Preliminaries, by S. Yizhar, translated from the Hebrew by Nicholas de Lange, with an introduction by Dan Miron. New Milford, CT: Toby Press, 2007. 305 pp. $24.95.

In 1991 in Rehovot, bulldozers cleared a piece of land on which the Yizhar Smilansky family house had stood for 64 years. In this period, Rehovot had changed from a sleepy farming colony shaded by orchards and vineyards, nestling amid Arab villages and open countryside up to the horizon, into a bustling town that is part of the large Tel Aviv conurbation. The 85-year-old Yizhar had to leave his home. He moved to a nearby moshav where his son built a boutique winery, a rather recent fad in Israel. Miraculously, this traumatic move released a flurry of creativity in the aged writer, a sort of late blooming. Yizhar had not published literary works since 1964, all of 27 years. In the last five years of his life he returned to the landscape of Israeli literature, producing a number of works. The first of these, Mikdamot—Preliminaries—has now been translated into English.

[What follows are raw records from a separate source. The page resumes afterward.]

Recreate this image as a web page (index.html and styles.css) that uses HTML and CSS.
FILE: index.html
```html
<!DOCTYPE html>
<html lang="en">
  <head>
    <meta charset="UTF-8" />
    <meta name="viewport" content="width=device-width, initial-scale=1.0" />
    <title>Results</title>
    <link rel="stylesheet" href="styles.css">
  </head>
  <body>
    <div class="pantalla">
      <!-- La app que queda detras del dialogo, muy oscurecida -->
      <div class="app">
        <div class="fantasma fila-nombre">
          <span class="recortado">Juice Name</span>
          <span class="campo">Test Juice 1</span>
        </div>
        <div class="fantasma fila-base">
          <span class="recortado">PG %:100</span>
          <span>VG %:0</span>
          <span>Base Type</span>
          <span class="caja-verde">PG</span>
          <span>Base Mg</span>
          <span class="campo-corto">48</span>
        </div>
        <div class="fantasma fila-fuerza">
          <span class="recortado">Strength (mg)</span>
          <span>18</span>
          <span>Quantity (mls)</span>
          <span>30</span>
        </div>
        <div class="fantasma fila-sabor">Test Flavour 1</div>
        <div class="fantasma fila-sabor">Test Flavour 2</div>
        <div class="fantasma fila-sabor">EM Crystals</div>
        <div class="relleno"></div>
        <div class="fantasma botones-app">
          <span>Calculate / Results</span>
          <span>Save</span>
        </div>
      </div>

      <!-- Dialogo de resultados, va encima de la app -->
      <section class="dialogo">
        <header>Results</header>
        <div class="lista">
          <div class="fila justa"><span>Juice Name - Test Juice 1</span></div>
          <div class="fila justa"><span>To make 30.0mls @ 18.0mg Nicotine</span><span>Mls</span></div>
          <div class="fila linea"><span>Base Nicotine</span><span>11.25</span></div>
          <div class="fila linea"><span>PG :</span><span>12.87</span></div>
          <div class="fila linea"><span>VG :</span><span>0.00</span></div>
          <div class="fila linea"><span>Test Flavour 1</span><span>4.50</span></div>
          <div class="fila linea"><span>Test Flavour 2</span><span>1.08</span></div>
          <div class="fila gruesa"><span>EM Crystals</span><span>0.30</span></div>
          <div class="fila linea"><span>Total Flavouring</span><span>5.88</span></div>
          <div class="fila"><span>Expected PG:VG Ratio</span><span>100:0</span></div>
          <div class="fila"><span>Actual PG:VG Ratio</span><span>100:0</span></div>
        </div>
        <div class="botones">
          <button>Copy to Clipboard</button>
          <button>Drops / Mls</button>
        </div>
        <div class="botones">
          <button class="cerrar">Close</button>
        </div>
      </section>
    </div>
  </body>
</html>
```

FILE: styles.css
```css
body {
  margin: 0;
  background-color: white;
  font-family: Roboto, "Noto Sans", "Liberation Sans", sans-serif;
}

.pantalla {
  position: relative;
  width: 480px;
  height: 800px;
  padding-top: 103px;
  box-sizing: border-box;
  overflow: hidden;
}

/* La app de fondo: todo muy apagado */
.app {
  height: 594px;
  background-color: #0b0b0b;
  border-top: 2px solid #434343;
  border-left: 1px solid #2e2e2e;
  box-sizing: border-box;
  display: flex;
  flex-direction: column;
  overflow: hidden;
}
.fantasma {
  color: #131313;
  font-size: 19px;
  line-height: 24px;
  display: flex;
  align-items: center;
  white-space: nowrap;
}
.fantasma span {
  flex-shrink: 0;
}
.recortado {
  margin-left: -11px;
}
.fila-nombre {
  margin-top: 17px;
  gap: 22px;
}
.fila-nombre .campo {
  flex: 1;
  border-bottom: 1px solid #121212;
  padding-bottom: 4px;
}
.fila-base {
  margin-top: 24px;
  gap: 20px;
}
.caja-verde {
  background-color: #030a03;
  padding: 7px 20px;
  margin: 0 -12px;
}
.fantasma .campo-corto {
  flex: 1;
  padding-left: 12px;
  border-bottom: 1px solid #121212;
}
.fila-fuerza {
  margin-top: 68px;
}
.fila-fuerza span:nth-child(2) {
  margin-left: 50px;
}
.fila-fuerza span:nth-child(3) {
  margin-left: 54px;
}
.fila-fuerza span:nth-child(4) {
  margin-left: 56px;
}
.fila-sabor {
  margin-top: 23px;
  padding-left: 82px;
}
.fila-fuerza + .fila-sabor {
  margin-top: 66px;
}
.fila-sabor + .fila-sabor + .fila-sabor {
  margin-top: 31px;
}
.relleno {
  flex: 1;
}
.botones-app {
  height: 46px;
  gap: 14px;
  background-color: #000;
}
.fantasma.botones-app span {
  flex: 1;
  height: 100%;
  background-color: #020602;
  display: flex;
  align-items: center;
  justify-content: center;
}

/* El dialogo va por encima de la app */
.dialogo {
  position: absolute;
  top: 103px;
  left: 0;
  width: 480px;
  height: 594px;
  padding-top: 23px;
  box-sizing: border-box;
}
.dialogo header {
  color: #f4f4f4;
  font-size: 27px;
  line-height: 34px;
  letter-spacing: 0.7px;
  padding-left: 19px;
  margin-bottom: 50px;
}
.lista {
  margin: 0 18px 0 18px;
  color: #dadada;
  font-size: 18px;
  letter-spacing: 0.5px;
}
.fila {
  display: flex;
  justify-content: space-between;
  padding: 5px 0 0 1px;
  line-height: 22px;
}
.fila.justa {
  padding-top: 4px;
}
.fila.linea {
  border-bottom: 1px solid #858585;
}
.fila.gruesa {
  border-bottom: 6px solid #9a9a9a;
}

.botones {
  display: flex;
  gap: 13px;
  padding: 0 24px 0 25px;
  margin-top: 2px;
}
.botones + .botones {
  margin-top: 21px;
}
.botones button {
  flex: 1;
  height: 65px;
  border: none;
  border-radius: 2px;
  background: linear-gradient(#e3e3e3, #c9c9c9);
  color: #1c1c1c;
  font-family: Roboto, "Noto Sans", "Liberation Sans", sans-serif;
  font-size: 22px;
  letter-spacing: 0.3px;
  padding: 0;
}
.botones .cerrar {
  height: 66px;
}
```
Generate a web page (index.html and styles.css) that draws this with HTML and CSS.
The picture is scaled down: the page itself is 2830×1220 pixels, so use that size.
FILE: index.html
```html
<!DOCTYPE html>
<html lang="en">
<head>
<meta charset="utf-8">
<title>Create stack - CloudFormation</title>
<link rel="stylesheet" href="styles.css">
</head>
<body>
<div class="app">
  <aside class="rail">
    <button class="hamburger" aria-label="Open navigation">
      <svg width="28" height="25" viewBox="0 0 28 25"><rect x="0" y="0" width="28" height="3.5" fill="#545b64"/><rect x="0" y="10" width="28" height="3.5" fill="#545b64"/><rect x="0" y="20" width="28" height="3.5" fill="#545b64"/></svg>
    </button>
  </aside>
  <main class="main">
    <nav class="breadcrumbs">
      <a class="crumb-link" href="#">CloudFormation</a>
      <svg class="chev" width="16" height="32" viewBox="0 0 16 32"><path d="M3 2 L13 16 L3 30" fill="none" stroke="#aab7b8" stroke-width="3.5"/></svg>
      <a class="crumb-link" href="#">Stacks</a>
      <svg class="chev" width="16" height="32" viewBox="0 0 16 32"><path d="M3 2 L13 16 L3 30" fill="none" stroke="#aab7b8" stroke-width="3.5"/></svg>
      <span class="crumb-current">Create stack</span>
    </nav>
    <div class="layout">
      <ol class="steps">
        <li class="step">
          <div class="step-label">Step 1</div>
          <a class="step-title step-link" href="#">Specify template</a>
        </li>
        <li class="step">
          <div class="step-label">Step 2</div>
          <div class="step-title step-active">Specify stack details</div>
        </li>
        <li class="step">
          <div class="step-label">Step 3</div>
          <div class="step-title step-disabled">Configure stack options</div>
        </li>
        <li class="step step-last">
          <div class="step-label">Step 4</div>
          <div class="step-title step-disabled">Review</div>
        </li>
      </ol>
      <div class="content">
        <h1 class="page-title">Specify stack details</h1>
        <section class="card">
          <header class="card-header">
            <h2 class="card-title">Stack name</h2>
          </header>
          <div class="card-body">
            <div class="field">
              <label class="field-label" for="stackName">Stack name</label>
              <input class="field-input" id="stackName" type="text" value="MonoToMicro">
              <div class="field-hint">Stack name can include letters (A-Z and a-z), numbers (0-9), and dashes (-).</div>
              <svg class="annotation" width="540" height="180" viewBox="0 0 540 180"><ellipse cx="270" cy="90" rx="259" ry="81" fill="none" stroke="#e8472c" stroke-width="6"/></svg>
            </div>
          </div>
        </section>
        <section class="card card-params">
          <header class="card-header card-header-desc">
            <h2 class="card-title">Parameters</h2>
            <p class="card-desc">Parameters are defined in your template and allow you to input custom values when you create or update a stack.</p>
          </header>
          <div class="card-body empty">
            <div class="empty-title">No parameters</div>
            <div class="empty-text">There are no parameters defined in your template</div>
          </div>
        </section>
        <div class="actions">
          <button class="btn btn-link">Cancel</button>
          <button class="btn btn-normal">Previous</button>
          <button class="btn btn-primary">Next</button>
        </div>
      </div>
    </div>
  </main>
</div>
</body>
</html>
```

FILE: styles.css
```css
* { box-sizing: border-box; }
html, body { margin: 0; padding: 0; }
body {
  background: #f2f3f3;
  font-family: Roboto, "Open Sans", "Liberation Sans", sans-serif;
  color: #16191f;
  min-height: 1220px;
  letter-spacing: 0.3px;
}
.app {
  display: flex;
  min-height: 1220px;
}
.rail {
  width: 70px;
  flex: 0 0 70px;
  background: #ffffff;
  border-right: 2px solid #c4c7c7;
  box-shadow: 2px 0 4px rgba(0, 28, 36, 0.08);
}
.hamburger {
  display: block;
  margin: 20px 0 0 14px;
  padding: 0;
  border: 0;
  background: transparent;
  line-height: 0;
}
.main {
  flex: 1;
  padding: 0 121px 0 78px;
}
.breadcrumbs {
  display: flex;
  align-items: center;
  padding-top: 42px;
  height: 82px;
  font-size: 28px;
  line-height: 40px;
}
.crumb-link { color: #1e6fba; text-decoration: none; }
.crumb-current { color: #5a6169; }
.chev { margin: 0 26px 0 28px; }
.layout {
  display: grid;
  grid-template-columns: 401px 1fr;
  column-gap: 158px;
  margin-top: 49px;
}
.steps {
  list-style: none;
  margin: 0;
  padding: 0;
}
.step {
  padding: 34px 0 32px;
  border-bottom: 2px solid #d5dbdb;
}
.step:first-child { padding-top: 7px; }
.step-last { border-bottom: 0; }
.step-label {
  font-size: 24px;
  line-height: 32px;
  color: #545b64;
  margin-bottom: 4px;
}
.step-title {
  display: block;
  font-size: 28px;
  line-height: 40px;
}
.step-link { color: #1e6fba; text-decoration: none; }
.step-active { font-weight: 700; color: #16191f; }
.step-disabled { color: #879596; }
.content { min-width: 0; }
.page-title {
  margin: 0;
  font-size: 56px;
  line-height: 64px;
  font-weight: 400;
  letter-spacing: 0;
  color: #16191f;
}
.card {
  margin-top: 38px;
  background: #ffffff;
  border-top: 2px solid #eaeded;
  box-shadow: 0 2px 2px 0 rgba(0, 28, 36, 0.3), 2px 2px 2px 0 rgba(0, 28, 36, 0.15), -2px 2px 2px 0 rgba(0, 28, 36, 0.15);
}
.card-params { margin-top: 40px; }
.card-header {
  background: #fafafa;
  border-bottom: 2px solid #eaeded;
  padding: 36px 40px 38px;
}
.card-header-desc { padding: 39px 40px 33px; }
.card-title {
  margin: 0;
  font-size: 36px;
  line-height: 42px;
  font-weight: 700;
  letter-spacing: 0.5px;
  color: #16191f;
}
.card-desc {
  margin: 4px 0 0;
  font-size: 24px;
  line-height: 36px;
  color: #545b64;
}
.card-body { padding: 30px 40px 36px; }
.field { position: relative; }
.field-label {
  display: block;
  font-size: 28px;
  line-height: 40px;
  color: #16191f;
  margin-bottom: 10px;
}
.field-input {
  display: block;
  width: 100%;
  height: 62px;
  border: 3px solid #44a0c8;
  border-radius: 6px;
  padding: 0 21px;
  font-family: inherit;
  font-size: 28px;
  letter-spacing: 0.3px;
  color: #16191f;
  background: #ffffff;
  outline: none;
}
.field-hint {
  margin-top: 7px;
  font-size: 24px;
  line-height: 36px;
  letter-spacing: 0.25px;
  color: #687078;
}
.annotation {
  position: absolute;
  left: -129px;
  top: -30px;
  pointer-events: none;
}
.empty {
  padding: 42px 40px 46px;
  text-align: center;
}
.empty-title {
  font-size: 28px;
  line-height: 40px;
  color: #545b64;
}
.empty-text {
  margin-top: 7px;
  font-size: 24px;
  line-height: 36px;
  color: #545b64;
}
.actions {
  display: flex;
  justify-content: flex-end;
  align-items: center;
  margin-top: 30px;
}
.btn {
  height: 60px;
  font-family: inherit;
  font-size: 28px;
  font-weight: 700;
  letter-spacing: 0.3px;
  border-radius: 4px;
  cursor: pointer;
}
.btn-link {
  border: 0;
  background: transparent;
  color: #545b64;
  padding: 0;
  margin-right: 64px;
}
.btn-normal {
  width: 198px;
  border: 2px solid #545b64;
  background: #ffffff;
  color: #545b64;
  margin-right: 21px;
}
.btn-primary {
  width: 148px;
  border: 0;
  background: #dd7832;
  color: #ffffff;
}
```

Yizhar Smilansky, known by his pen name of S. Yizhar (1916–2006), is considered the most important native Hebrew writer. His own and later literary generations widely admired him, deferring to his moral authority as much for his talents as his principles. From the publication of his first story in 1938, “Ephraim Hozer la-Aspesset” (Ephraim Returns to Alfalfa—see Midnight Convoy and Other Stories), he exerted a dominant presence in Israel’s literary, intellectual discourse. Serving as a Member of the Knesset from 1949 until [End Page 173] 1966, he was a faithful adherent of Ben Gurion. When he retired from the Knesset, he devoted his energies to education. In line with a lingering Zionist tradition that saw intellectuals as the guardians of public morality, he made frequent public appearances, lectured extensively, and expressed his views in newspaper articles. He was a sharp critic of various unbecoming phenomena in Israeli society. His particular bailiwick concerned Arab-Israeli relations and the territories conquered in the Six Day War. The dualism that characterized his life—writer and politician, moralist and pragmatist, educator and preacher—was not evident in his literary work. His literature remained anchored in absolute morality, refusing to compromise with reality.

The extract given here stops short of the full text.